Yesterday is gone.
The big grief waves? They will return around the holidays, as they do. But today isn’t about that. Today is the kind of ache that falls in between—the quieter version.
Yesterday, I had a compassionate, unexpected phone call with someone who carries part of Larry’s story.
There was warmth. Connection. A shared softness. It healed something.
But then there are others—the ones who go silent.
People who disappear right when you need their voice, their presence.
And you’re left asking questions they’ll never answer.
I’ve learned this the hard way:
Some people vanish not out of cruelty, but confusion.
They don’t know how to hold space for someone else’s pain.
They feel discomfort and call it distance.
They mistake silence for safety.
That’s their work, not mine.
My work is to keep showing up.
For myself. For the people who do reach out.

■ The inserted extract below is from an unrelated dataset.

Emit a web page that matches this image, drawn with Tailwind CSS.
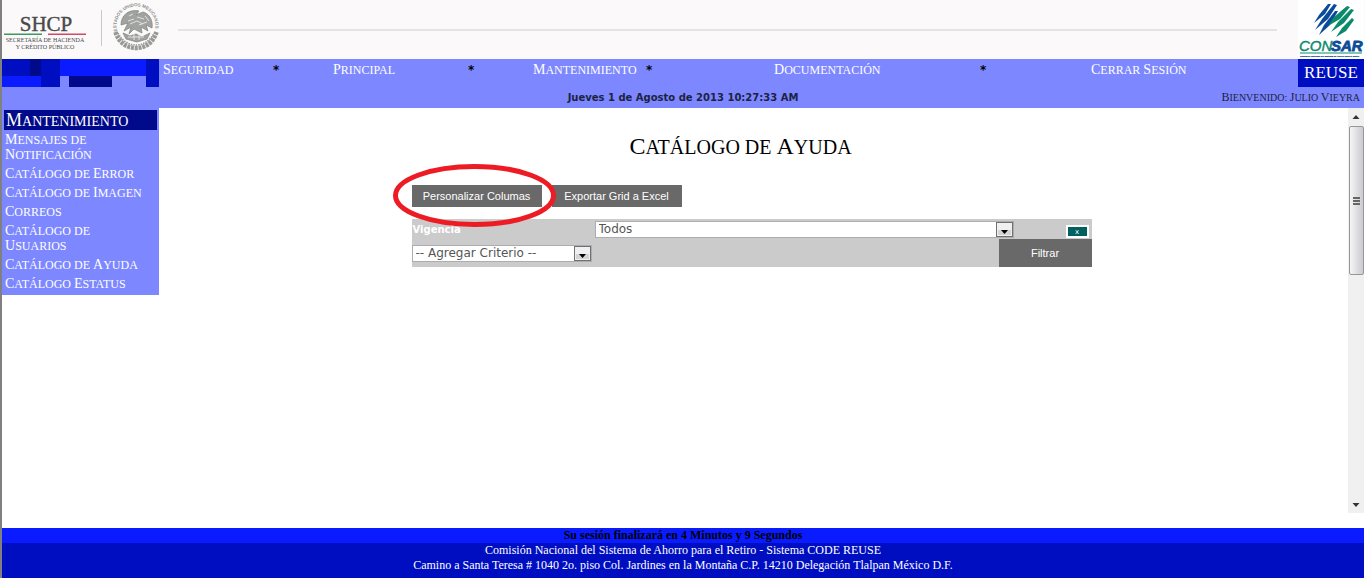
<!DOCTYPE html>
<html lang="es">
<head>
<meta charset="utf-8">
<title>Catálogo de Ayuda</title>
<script src="https://cdn.jsdelivr.net/npm/@tailwindcss/browser@4"></script>
</head>
<body class="min-h-screen flex flex-col bg-white border-l-2 border-[#808080] font-['Liberation_Serif',serif]">
<header>
  <div class="h-[59px] bg-[#fbf9fa] flex items-start">
    <svg class="w-[160px] h-[59px] shrink-0" viewBox="2 0 160 59" role="img" aria-label="SHCP Secretaría de Hacienda y Crédito Público">
      <g fill="#4a4a4a" text-anchor="middle" font-family="Liberation Serif, serif">
        <text x="46" y="31" font-size="21" stroke="#4a4a4a" stroke-width=".4">SHCP</text>
        <text x="45" y="42" font-size="6">SECRETARÍA DE HACIENDA</text>
        <text x="45" y="49" font-size="6">Y CRÉDITO PÚBLICO</text>
      </g>
      <path d="M4 34.200H42" stroke="#3c9a5c" stroke-width="1.400"/><path d="M48 34.200H86" stroke="#d04a66" stroke-width="1.400"/>
      <path d="M101.500 10V46" stroke="#c9c9c9"/>
      <path id="arc" d="M117.500 32A19.500 19.500 0 1 1 154.500 32" fill="none"/>
      <text font-family="Liberation Sans, sans-serif" font-size="4.500" font-weight="bold" fill="#8b8e8b"><textPath href="#arc" startOffset="1">ESTADOS UNIDOS MEXICANOS</textPath></text>
      <g fill="none" stroke="#979997">
        <path d="M115.500 32C119 43 127 48 136 48S153 43 156.500 32" stroke-width="4.500" stroke-dasharray="3 .8"/>
        <path d="M118 33C122 41 129 45 136 45S150 41 154 33" stroke-width="1.500" stroke-dasharray="1.500 1"/>
      </g>
      <g fill="#a0a3a0" stroke="#858885" stroke-width=".8">
        <path d="M121 25C121 15 129 9 139 11L136 15L143 12C150 14 153 21 152 28L146 25L148 31L141 27L142 33L134 29L129 34L131 27L124 31L128 23Z"/>
        <path d="M123 33L130 36L136 34L142 37L150 33L147 39L137 42L126 39Z"/>
      </g>
      <path d="M128 21L134 19M130 24L137 21L143 24M137 17L144 19M139 25L147 22M129 16L133 14M145 16L149 21M128 37H144M134 34V40M139 34V40" stroke="#e9e9e9" stroke-width=".9" fill="none"/>
    </svg>
    <div class="flex-1 h-0.5 bg-[#e3e5e4] mt-[29px] ml-4 mr-[21px]"></div>
    <svg class="w-[67px] h-[59px] shrink-0" viewBox="1298 0 67 59" role="img" aria-label="CONSAR">
      <rect x="1298" width="66" height="59" fill="#fff"/>
      <g fill="#0a4a9a">
        <path d="M1314 23L1319 15L1328 4L1331 4L1325 14Z"/>
        <path d="M1315 30L1322 19L1334 4L1337 5L1328 19Z"/>
        <path d="M1319 35L1324 25L1335 11L1338 11L1330 25Z"/>
      </g>
      <g fill="#0a8a6a">
        <path d="M1328 26L1334 17L1347 6L1350 7L1340 19Z"/>
        <path d="M1331 32L1338 22L1351 9L1354 10L1344 23Z"/>
        <path d="M1336 37L1342 28L1352 18L1354 20L1346 31Z"/>
      </g>
      <text x="1299" y="51" font-family="Liberation Sans, sans-serif" font-style="italic" font-size="15" fill="#0a8a6a" stroke="#0a8a6a" stroke-width=".4">CON</text>
      <text x="1331" y="51" font-family="Liberation Sans, sans-serif" font-style="italic" font-weight="bold" font-size="15" fill="#0a4a9a" stroke="#0a4a9a" stroke-width=".8">SAR</text>
      <path d="M1300 53H1362" stroke="#0a8a6a"/>
      <text x="1300" y="57" font-family="Liberation Sans, sans-serif" font-size="2.400" fill="#0a4a9a" stroke="#0a4a9a" stroke-width=".2">Comisión Nacional del Sistema de Ahorro para el Retiro</text>
    </svg>
  </div>
  <div class="bg-[#7d87ff] h-[49px] mr-px">
    <div class="flex h-7">
      <svg class="w-[157px] h-7 shrink-0" viewBox="2 59 157 28" shape-rendering="crispEdges" aria-hidden="true">
        <path fill="#000ec2" d="M2 59H60V87H41V76H2ZM146 59H159V87H146Z"/>
        <path fill="#000a8a" d="M30 59H41V76H30ZM69 76H112V87H69Z"/>
        <path fill="#0a1cff" d="M60 59H146V76H60ZM2 76H41V87H2Z"/>
      </svg>
      <nav class="flex-1 h-[22px] pl-1 grid grid-cols-[110fr_60fr_135fr_65fr_113fr_128fr_206fr_111fr_207fr] items-center text-xs leading-5 text-white uppercase whitespace-nowrap">
        <a href="#" class="block first-letter:text-[14px]">Seguridad</a><span class="text-black font-bold font-['DejaVu_Sans',sans-serif]">*</span>
        <a href="#" class="block first-letter:text-[14px]">Principal</a><span class="text-black font-bold font-['DejaVu_Sans',sans-serif]">*</span>
        <a href="#" class="block first-letter:text-[14px]">Mantenimiento</a><span class="text-black font-bold font-['DejaVu_Sans',sans-serif]">*</span>
        <a href="#" class="block first-letter:text-[14px]">Documentación</a><span class="text-black font-bold font-['DejaVu_Sans',sans-serif]">*</span>
        <a href="#"><span class="inline-block first-letter:text-[14px]">Cerrar</span> <span class="inline-block first-letter:text-[14px]">Sesión</span></a>
      </nav>
      <div class="w-[66px] bg-[#000ec2] text-white text-[17px] leading-7 text-center">REUSE</div>
    </div>
    <div class="grid grid-cols-[1fr_auto_1fr] items-center h-[21px] text-[#1c2340]">
      <span></span>
      <span class="font-['DejaVu_Sans',sans-serif] font-bold text-[10px]">Jueves 1 de Agosto de 2013 10:27:33 AM</span>
      <span class="text-right pr-1 text-[10px] leading-5 uppercase"><span class="inline-block first-letter:text-[12px]">Bienvenido:</span> <span class="inline-block first-letter:text-[12px]">Julio</span> <span class="inline-block first-letter:text-[12px]">Vieyra</span></span>
    </div>
  </div>
</header>
<div class="flex-1 flex items-stretch">
  <aside class="w-[157px] shrink-0 text-white uppercase">
    <div class="bg-[#7d87ff] pt-0.5 px-0.5 pb-[3px]">
      <h2 class="bg-[#000a8a] h-5 leading-5 pl-0.5 text-[14px] first-letter:text-[18px]">Mantenimiento</h2>
      <nav class="flex flex-col gap-1 pt-[3px] pl-px text-xs leading-[15px]">
        <a href="#"><span class="inline-block first-letter:text-[14px] first-letter:leading-[0px]">Mensajes</span> de<br><span class="inline-block first-letter:text-[14px] first-letter:leading-[0px]">Notificación</span></a>
        <a href="#"><span class="inline-block first-letter:text-[14px] first-letter:leading-[0px]">Catálogo</span> de <span class="inline-block first-letter:text-[14px] first-letter:leading-[0px]">Error</span></a>
        <a href="#"><span class="inline-block first-letter:text-[14px] first-letter:leading-[0px]">Catálogo</span> de <span class="inline-block first-letter:text-[14px] first-letter:leading-[0px]">Imagen</span></a>
        <a href="#"><span class="inline-block first-letter:text-[14px] first-letter:leading-[0px]">Correos</span></a>
        <a href="#"><span class="inline-block first-letter:text-[14px] first-letter:leading-[0px]">Catálogo</span> de<br><span class="inline-block first-letter:text-[14px] first-letter:leading-[0px]">Usuarios</span></a>
        <a href="#"><span class="inline-block first-letter:text-[14px] first-letter:leading-[0px]">Catálogo</span> de <span class="inline-block first-letter:text-[14px] first-letter:leading-[0px]">Ayuda</span></a>
        <a href="#"><span class="inline-block first-letter:text-[14px] first-letter:leading-[0px]">Catálogo</span> <span class="inline-block first-letter:text-[14px] first-letter:leading-[0px]">Estatus</span></a>
      </nav>
    </div>
  </aside>
  <main class="flex-1 pr-1 font-['Liberation_Sans',sans-serif]">
    <h1 class="pt-6 pr-[22px] text-center text-[20px] leading-[30px] font-['Liberation_Serif',serif] uppercase"><span class="inline-block first-letter:text-[24px] first-letter:leading-[0px]">Catálogo</span> de <span class="inline-block first-letter:text-[24px] first-letter:leading-[0px]">Ayuda</span></h1>
    <div class="w-[680px] mx-auto pt-[23px]">
      <div class="flex gap-[10px] text-[11px] text-white">
        <div class="relative">
          <button class="w-[130px] h-[22px] bg-[#696969]">Personalizar Columas</button>
          <svg class="absolute -left-5 -top-6 w-[166px] h-[68px] z-10 pointer-events-none" viewBox="0 0 166 68" aria-hidden="true"><ellipse cx="82.500" cy="34.500" rx="79" ry="29" fill="none" stroke="#ed1c24" stroke-width="5"/></svg>
        </div>
        <button class="w-[130px] h-[22px] bg-[#696969]">Exportar Grid a Excel</button>
      </div>
      <form class="mt-3 bg-[#cbcbcb] h-12 font-['DejaVu_Sans',sans-serif]">
        <div class="flex h-5 items-start">
          <label for="vig" class="w-[183px] pl-px pt-0.5 text-[10px] leading-[17px] font-bold text-white">Vigencia</label>
          <div class="relative w-[419px] mt-0.5">
            <select id="vig" class="block appearance-none w-full h-[17px] bg-white border border-[#abadb3] pl-[3px] text-xs leading-[15px] text-[#555]"><option>Todos</option></select>
            <svg class="absolute right-0 top-0 w-[18px] h-[17px] pointer-events-none" viewBox="0 0 18 17" aria-hidden="true"><rect x=".5" y="1.500" width="16" height="14" fill="#f0f0f0" stroke="#707070"/><path d="M2 9H15V14H2Z" fill="#d4d4d4"/><path d="M5 9H12L8.500 13Z" fill="#000"/></svg>
          </div>
          <button type="button" class="ml-auto mr-[3px] mt-[6px] w-[23px] h-[13px] bg-[#005f5f] border-2 border-white text-white text-[7px] leading-[8px]">x</button>
        </div>
        <div class="flex h-7 justify-between items-start">
          <div class="relative w-[180px] mt-1.5">
            <select aria-label="Agregar Criterio" class="block appearance-none w-full h-[17px] bg-white border border-[#abadb3] pl-[3px] text-xs leading-[15px] text-[#555]"><option>-- Agregar Criterio --</option></select>
            <svg class="absolute right-0 top-0 w-[18px] h-[17px] pointer-events-none" viewBox="0 0 18 17" aria-hidden="true"><rect x=".5" y="1.500" width="16" height="14" fill="#f0f0f0" stroke="#707070"/><path d="M2 9H15V14H2Z" fill="#d4d4d4"/><path d="M5 9H12L8.500 13Z" fill="#000"/></svg>
          </div>
          <button type="button" class="w-[93px] h-7 bg-[#696969] text-white text-[11px] font-['Liberation_Sans',sans-serif]">Filtrar</button>
        </div>
      </form>
    </div>
  </main>
  <div class="w-4 mr-px mb-[15px] bg-[#f0f0f0] flex flex-col items-center" aria-hidden="true">
    <svg class="w-4 h-[18px]" viewBox="0 0 16 18"><path d="M4.500 11L8 7L11.500 11Z" fill="#333"/></svg>
    <div class="w-[15px] h-[149px] rounded-xs border border-[#979797] bg-linear-to-r from-[#f5f5f5] to-[#cbcbd0] flex flex-col items-center justify-center gap-px">
      <i class="w-[7px] h-0.5 bg-[#666]"></i><i class="w-[7px] h-0.5 bg-[#666]"></i><i class="w-[7px] h-0.5 bg-[#666]"></i>
    </div>
    <svg class="w-4 h-[18px] mt-auto" viewBox="0 0 16 18"><path d="M4.500 8L8 12L11.500 8Z" fill="#333"/></svg>
  </div>
</div>
<footer class="mr-px text-center text-xs leading-[15px] text-white bg-[#000ec2] pb-[5px]">
  <p class="bg-[#0a1cff] text-black font-bold">Su sesión finalizará en 4 Minutos y 9 Segundos</p>
  <p>Comisión Nacional del Sistema de Ahorro para el Retiro - Sistema CODE REUSE</p>
  <p>Camino a Santa Teresa # 1040 2o. piso Col. Jardines en la Montaña C.P. 14210 Delegación Tlalpan México D.F.</p>
</footer>
</body>
</html>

For the version of me that is tired of chasing quiet hearts and unanswered texts.
Because here’s what I know:
- I am not afraid of deep waters.
- I can hold space for joy and sorrow in the same breath.
- I show up when it counts, and that matters.
When the next trigger comes again, I’ll meet it with grace and grit. I’ve built a life that doesn’t crumble under the absence of those who leave when it gets hard.
This is what healing looks like:
Not dragging people back into your story.
But blessing their silence, and writing something more substantial without them.